O PSOL pode e deve lutar junto com as organizações da classe trabalhadora e os movimentos sociais para apresentar outras opções. Se a força da mobilização não conseguir uma abertura mais favorável para aprovar os projetos ou as emendas feitas pelo PSOL aos projetos de iniciativa parlamentar do governo que sejam relativamente progressivos, os parlamentares do PSOL, tendo feito sua ação independente e colada em suas bases sociais, poderão votar criticamente nos projetos do governo frente aos projetos da direita e da extrema-direita, com declarações de voto nesse sentido, método tradicional de diferenciação no meio parlamentar.
Outro argumento mais ideológico nesse sentido é que há uma tradição distinta dentro da esquerda marxista quanto ao apoio crítico a um governo como o de Lula: desde o partido de Lenin com relação ao governo de colaboração de classes na Rússia que foi explicado de forma tão minuciosa por Leon Trotsky em suas obras sobre a revolução russa. Em 1937, Leon Trotsky explicou didaticamente a seus partidários nos EUA que não recomendaria o voto nas propostas do governo da República espanhola, mesmo durante a guerra civil. A falta de referência a essa tradição inclusive em correntes de esquerda com origem no trotskismo só pode ser lamentada. Em termos da referência política criada em toda a existência do PSOL, vai contra toda a sua atuação perante os anteriores governos petistas.

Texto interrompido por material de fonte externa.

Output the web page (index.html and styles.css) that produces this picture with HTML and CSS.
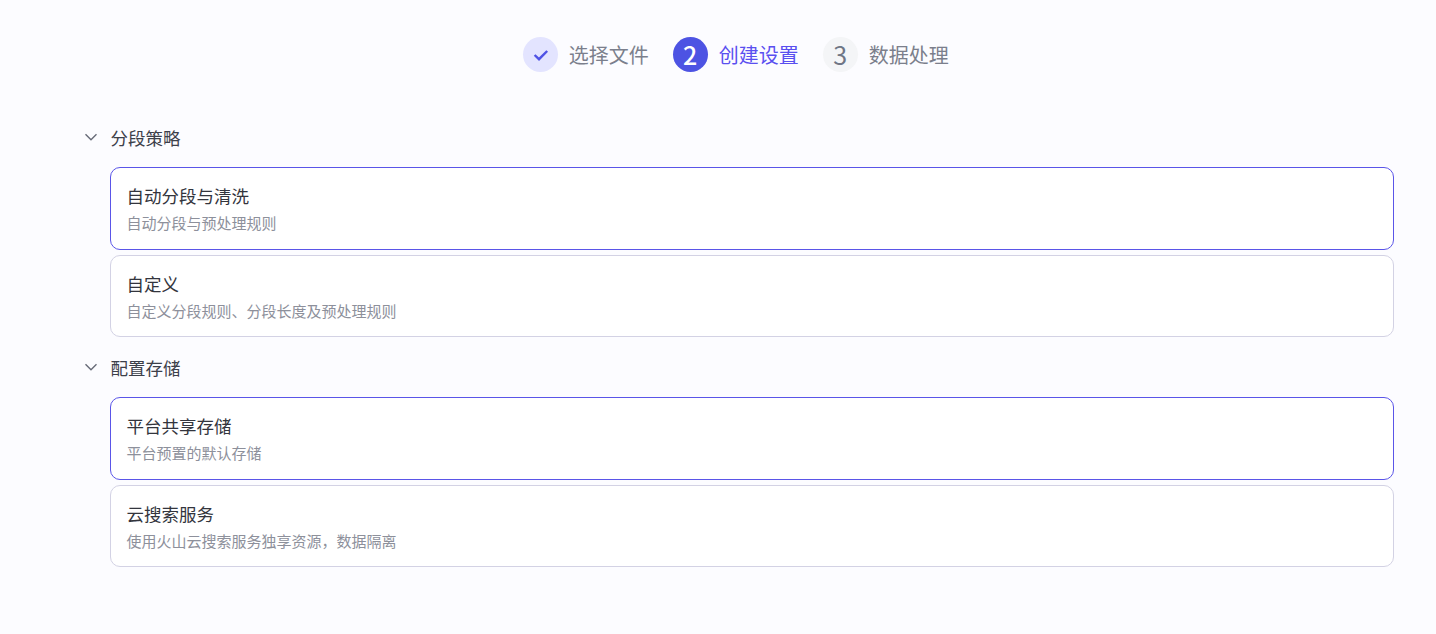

A incerteza se Lula irá começar o governo com medidas de impacto relevantes poderá cobrar um preço amargo se comprovada na realidade. O início de qualquer governo, ainda mais depois dos sombrios anos do bolsonarismo, seria o grande momento para ampliar suas bases de apoio. A ideia da autolimitação de medidas como a revogação em massa dos decretos e determinações do Executivo, se vencedora, seria uma escolha desastrosa. A história brasileira relativamente recente deveria servir para ensinar sobre os efeitos disso. Por exemplo, a aceitação da anistia aos torturadores foi um dos maiores erros da redemocratização. Ao contrário de todos os demais países que passaram por governos do mesmo tipo na América Latina, no Brasil, ninguém foi processado nem muito menos punido pelas atrocidades documentadas. Isso explica em parte como aberrações como Bolsonaro puderam prosperar.
O PSOL depois de muitos anos lançando candidatos desde o primeiro turno, acabou apoiando Lula por entender a polarização eleitoral antecipada no primeiro turno. No entanto, o PSOL seguiu expressando que tinha um programa distinto do da coalizão que elegeu Lula. Por isso, seria um erro grave renunciar a ser totalmente independente do governo de coalizão ampla, cujo símbolo mais importante é o próprio vice Alckmin. Sem deixar por um minuto o combate nas ruas e no Parlamento para evitar que posições “destituintes” impulsionadas pela extrema-direita, mesmo que precoces, progridam.
Mas até para essa luta fundamental é preciso manter independência do governo. Recordo uma cena que talvez tenha selado o destino do governo Allende: em 29 de junho de 1973, houve uma tentativa de golpe frustrada que desencadeou uma imensa mobilização à noite à frente do Palácio La Moneda. Os manifestantes pediam a punição dos golpistas e o fechamento do congresso totalmente tomado pelos partidos favoráveis ao golpe. Allende interrompeu o curso de seu discurso para negar essas reivindicações, como se pode ver parcialmente no famoso documentário La Batalla de Chile. Até hoje penso que o destino poderia ter sido distinto se fossem ouvidas aquelas vozes naquela noite em Santiago.
Enfim, teremos um verão bastante cheio de eventos políticos. E os partidos e correntes de esquerda certamente dedicarão grande espaço ao debate sobre esses temas.